> [SHORT EXERCISE]
Report only the number of lines in this material that include the string "React".

_ _ _

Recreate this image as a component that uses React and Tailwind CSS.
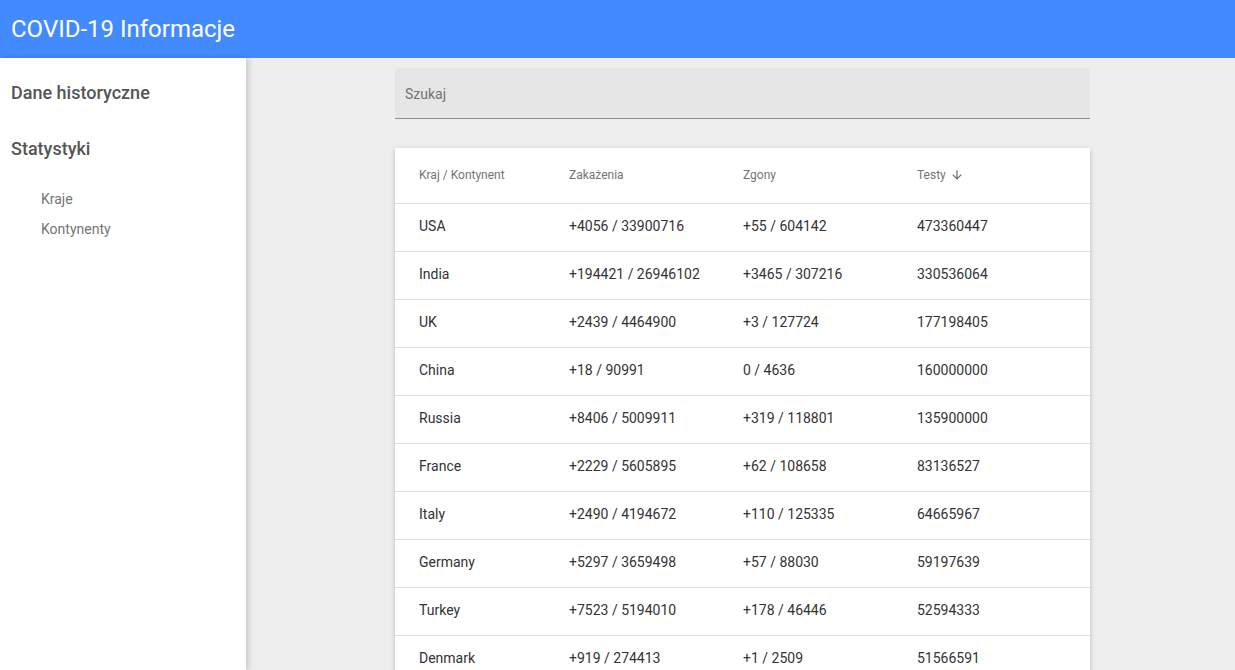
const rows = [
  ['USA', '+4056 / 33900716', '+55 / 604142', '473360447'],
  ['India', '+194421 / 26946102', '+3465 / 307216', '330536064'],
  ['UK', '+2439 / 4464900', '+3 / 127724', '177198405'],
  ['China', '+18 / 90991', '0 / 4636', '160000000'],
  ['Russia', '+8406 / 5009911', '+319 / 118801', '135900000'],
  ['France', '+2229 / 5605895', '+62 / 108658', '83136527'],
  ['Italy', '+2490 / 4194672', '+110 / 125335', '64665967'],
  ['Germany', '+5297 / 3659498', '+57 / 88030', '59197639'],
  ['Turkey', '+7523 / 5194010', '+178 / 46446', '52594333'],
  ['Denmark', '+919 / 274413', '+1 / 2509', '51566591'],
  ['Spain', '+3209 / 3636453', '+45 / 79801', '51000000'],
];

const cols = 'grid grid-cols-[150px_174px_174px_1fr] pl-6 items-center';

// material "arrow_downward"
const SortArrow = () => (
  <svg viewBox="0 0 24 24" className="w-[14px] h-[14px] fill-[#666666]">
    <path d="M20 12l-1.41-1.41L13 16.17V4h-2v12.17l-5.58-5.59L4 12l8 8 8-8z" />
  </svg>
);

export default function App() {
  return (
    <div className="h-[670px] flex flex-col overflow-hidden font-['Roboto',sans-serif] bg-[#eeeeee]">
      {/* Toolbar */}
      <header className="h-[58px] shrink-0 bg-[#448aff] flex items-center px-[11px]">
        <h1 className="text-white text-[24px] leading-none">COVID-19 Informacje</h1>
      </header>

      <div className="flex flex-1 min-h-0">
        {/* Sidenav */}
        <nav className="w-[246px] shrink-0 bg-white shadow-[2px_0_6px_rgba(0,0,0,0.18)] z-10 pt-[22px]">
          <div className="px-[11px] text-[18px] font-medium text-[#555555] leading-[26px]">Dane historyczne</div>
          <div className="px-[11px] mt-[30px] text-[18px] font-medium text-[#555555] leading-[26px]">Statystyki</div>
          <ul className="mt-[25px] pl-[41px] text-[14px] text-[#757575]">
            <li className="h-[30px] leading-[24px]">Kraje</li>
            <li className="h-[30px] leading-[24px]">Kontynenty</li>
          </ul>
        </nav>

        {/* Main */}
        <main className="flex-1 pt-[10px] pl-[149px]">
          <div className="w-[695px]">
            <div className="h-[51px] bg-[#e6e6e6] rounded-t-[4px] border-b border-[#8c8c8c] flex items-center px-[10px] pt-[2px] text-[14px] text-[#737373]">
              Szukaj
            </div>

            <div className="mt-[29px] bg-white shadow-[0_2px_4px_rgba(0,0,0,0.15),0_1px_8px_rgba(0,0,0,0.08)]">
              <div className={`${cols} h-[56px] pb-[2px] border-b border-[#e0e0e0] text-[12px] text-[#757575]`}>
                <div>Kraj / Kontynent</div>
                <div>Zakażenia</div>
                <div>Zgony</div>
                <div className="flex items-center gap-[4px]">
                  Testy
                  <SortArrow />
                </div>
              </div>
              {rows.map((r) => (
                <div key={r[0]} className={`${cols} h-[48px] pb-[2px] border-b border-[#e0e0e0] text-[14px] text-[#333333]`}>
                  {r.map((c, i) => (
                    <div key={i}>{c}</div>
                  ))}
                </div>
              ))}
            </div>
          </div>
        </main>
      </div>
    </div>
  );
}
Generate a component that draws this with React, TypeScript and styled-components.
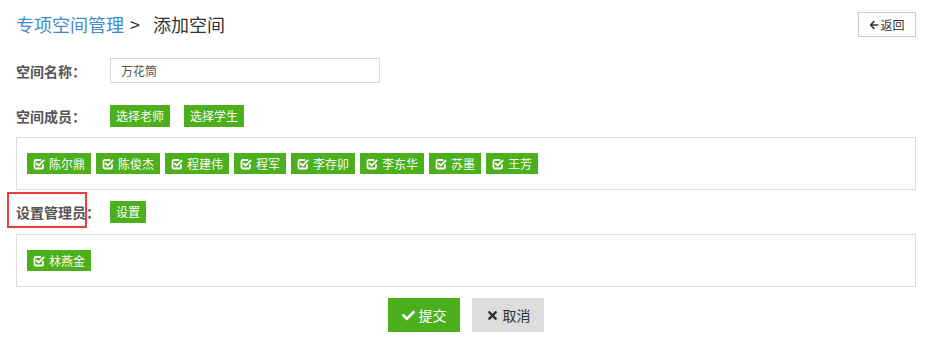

_ _ _

> [CORRECT RESULT]
2